Children living with abuse

The World Health Organisation distinguishes four types of child maltreatment, sexual abuse, physical abuse, neglect and emotional and psychological abuse.

The “WHO” shouldn’t have to distinguish between the four types of maltreatment, we should want to be and do better, but as my own story shows having had my own difficulties to deal with, regardless of what adults have to deal with, whether it’s a parent or grandparent, or an institution, there is no excuse for child maltreatment.

Child maltreatment happens when parents ignore their child’s needs and then continue to overburden them with guilt over what they deal with. Being a parent myself, I know how important it is that we put our issues aside and give of our best and continue to make our best work in the interests of our children, regardless of what we get to deal with.

Children become aware of the family dynamics from an early age, even the ones they can’t change and although they may not always hone-in on what their struggles are or what they mean, they still continue to believe their parents have their back.

It is only when children reach adulthood that the damage done by their parents will manifest itself in mental health issues, particularly if they’re still exposed to living in a hostile and toxic environment. It is wrong for any adult to behave in ways that are inadequate, cruel or indifferent to a child’s needs, or continue to exploit children inappropriately.

Children are not always aware of being maltreated, primarily because that goes against the trust they have in their parents.

13 Nov, 2018

4 thoughts on “Children living with abuse

  1. Any type of maltreatment of a child isn’t okay as far as I’m concerned. I went through the neglect and psychological abuse which was bad enough.

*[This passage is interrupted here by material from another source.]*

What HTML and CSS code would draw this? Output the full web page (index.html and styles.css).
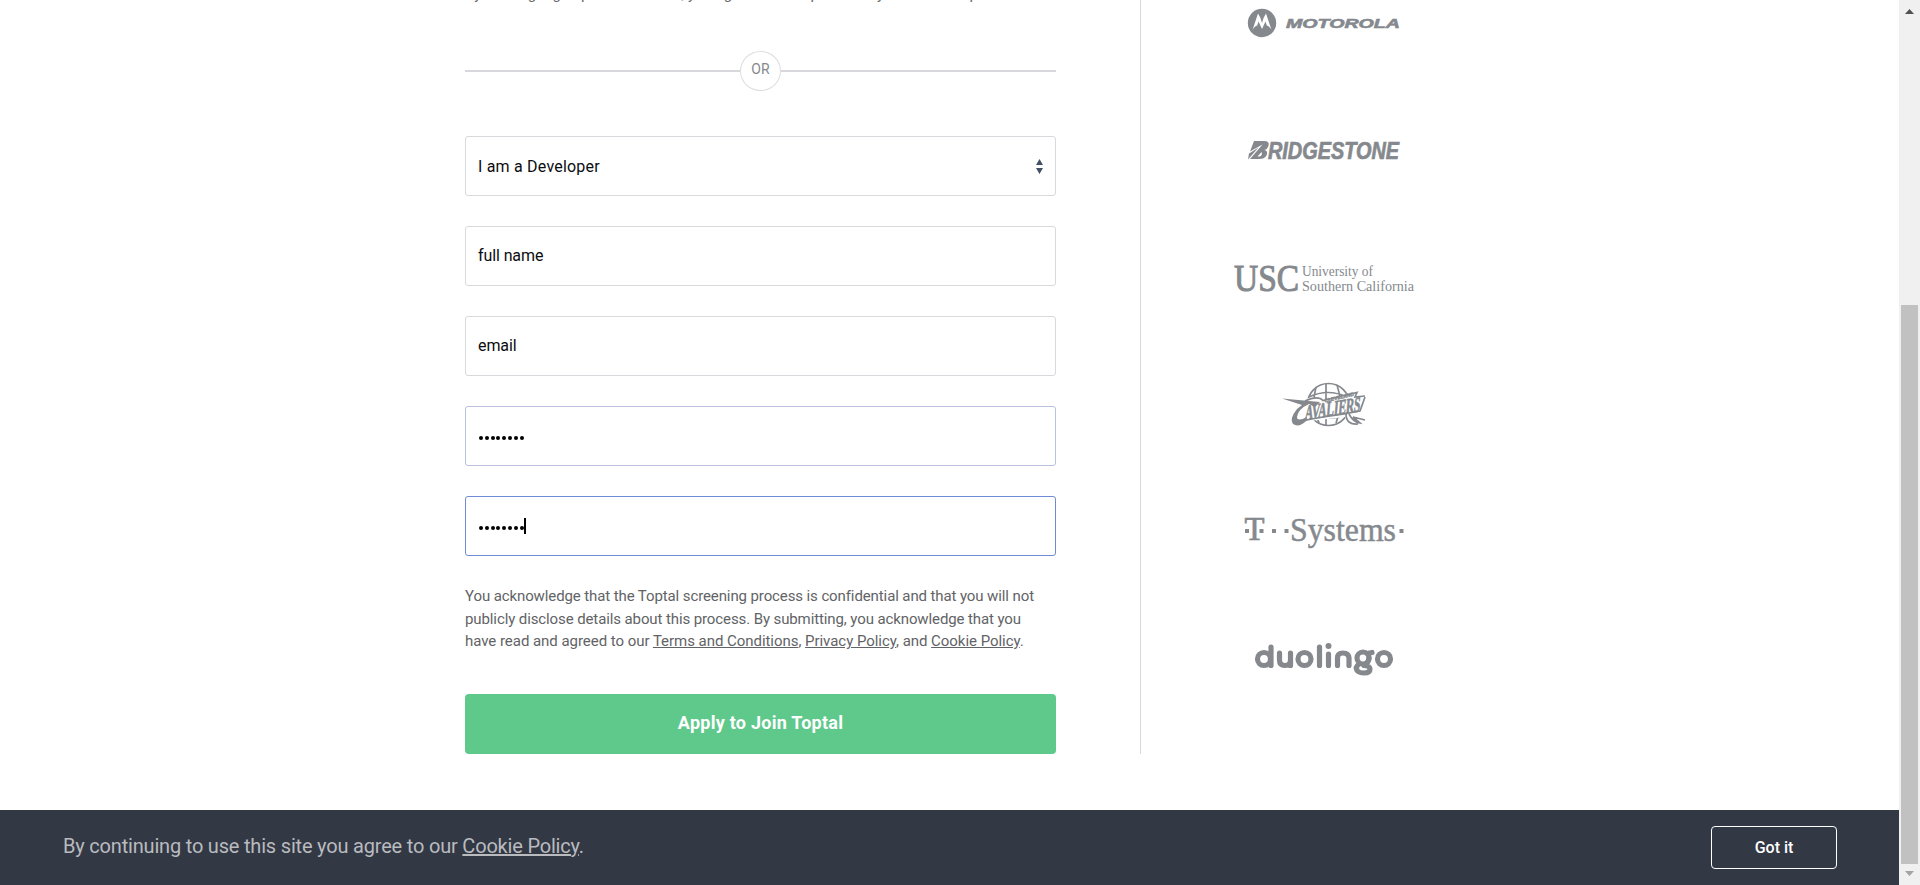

    I would have rather been physically abused since those scars will heal, but the mental and emotional ones never do. I’m still haunted by those echoes from the past that have made my life a living hell that most people don’t understand and can’t even begin to comprehend.

    This has caused me to pass on the neglect of my own daughter, who didn’t realise how much she was being used and abused by her own mother which has left her emotionally crippled on top of the CP she has to deal with.

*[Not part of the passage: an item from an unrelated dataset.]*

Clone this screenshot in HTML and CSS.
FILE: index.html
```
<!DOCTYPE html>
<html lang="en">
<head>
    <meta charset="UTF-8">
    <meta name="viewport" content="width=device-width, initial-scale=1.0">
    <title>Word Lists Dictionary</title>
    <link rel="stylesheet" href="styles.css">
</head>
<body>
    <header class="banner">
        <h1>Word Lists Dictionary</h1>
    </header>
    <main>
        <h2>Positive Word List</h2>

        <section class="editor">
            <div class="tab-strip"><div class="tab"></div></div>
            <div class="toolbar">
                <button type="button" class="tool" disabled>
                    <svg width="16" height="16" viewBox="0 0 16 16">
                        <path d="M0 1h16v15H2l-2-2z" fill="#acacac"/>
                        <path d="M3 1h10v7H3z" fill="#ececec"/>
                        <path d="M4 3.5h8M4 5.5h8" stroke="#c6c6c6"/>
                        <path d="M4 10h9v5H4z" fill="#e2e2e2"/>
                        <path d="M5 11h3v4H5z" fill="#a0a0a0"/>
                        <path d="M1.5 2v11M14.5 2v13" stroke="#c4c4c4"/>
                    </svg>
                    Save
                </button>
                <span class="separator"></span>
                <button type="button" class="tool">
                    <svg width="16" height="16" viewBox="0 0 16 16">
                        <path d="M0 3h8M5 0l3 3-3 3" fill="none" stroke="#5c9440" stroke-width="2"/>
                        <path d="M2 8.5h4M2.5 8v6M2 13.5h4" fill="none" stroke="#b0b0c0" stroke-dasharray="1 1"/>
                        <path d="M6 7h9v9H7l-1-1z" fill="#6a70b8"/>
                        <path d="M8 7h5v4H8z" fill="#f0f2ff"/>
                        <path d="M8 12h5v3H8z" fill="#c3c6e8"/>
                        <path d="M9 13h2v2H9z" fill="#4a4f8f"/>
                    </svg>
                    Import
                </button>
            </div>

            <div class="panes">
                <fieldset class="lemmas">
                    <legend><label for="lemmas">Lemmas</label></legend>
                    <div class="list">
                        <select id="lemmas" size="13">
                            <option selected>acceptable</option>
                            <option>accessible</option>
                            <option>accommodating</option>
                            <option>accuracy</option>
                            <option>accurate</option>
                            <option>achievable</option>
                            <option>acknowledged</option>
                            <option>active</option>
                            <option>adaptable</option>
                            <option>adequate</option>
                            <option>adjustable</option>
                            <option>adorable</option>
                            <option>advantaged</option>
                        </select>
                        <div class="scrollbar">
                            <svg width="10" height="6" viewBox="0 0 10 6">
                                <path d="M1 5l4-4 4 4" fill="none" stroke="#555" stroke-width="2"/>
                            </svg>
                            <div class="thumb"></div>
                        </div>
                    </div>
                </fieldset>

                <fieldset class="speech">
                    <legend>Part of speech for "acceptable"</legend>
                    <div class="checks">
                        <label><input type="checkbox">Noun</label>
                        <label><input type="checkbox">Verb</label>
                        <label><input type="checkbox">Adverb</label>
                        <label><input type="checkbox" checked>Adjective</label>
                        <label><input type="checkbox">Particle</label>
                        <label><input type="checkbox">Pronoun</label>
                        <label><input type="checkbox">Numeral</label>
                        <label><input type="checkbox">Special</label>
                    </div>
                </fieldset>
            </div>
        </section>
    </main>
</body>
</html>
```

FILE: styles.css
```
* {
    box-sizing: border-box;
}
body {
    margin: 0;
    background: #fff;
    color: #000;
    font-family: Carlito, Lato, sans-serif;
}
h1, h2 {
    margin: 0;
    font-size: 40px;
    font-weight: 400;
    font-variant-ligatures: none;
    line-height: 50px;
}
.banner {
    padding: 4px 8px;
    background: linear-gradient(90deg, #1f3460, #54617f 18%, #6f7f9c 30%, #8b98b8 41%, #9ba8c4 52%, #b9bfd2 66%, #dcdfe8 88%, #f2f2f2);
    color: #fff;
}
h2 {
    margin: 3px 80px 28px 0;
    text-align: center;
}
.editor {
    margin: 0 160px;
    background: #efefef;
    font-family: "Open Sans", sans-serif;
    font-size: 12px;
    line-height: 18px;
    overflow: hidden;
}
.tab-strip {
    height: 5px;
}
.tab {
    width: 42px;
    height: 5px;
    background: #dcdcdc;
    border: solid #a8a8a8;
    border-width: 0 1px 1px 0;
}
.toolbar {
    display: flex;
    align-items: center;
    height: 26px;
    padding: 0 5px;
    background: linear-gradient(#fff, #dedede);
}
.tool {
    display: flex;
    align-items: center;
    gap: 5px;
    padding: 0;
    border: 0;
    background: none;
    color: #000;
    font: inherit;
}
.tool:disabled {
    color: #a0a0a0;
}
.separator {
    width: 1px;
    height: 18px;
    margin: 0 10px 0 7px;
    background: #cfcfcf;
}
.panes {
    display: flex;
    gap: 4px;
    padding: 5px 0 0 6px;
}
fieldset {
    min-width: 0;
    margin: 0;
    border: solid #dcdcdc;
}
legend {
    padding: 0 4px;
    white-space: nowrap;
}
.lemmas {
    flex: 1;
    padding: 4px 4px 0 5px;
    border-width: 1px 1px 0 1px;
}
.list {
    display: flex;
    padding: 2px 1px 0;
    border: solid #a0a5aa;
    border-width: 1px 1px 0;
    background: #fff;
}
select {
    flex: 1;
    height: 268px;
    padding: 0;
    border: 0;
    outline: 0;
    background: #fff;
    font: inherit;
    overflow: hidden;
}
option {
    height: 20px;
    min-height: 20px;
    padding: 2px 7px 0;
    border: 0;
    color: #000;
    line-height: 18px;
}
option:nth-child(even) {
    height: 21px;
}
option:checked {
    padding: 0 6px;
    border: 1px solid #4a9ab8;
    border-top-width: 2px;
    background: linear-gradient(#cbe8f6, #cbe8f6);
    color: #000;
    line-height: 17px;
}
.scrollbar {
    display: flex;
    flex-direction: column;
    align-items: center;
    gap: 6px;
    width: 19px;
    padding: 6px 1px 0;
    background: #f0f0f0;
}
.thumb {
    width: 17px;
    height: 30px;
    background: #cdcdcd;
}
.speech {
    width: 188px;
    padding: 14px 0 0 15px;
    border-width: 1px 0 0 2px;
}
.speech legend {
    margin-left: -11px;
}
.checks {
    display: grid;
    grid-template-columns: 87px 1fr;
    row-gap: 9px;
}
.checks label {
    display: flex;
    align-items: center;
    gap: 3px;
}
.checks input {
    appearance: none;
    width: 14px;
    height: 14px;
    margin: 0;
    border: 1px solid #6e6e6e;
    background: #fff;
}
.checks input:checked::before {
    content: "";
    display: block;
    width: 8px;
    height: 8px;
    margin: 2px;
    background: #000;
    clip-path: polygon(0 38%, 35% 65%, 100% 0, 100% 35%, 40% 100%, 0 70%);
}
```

    The most I can do now is to work on getting better myself and hopefully one day help her to deal with her own issues too.

    1. Thanks Randy. Agreed, any child maltreatment is not acceptable. Please don’t be too hard on yourself.

      I know from my own experiences, it’s not always easy to understand we have been abused. It’s not something we consciously comprehend, unless we look back at the unconscious patterns.

      That said, now you are aware you have tried to do something about it and therefore cannot be blamed.

      Until your daughter becomes aware of the abuse her mum has put her through, she’ll never be able to see what you are trying to do.

      All you can do sit back and wait for your daughter to understand her life and what you have tried to do. She’ll get there.

  2. I agree, no abuse is acceptable. There are very many facets to abuse and unless we break the cycle the abused often go on to abuse.

    A child is an innocent party, unfortunately as adults we don’t even recognise abusive behaviour.

    1. You’re spot on with your response and it is for those reasons that the cycle of abuse is broken.

      Not everyone will understand, see or recognise their own abused behaviour. But as hard as it is to hear, even if someone doesn’t see that they have abused, they must accept when other people tell them that is what they have done.

      We must learn to get past our own shortcomings. I think that is part of the problem here. There’s always something wrong with someone else, never something wrong with us.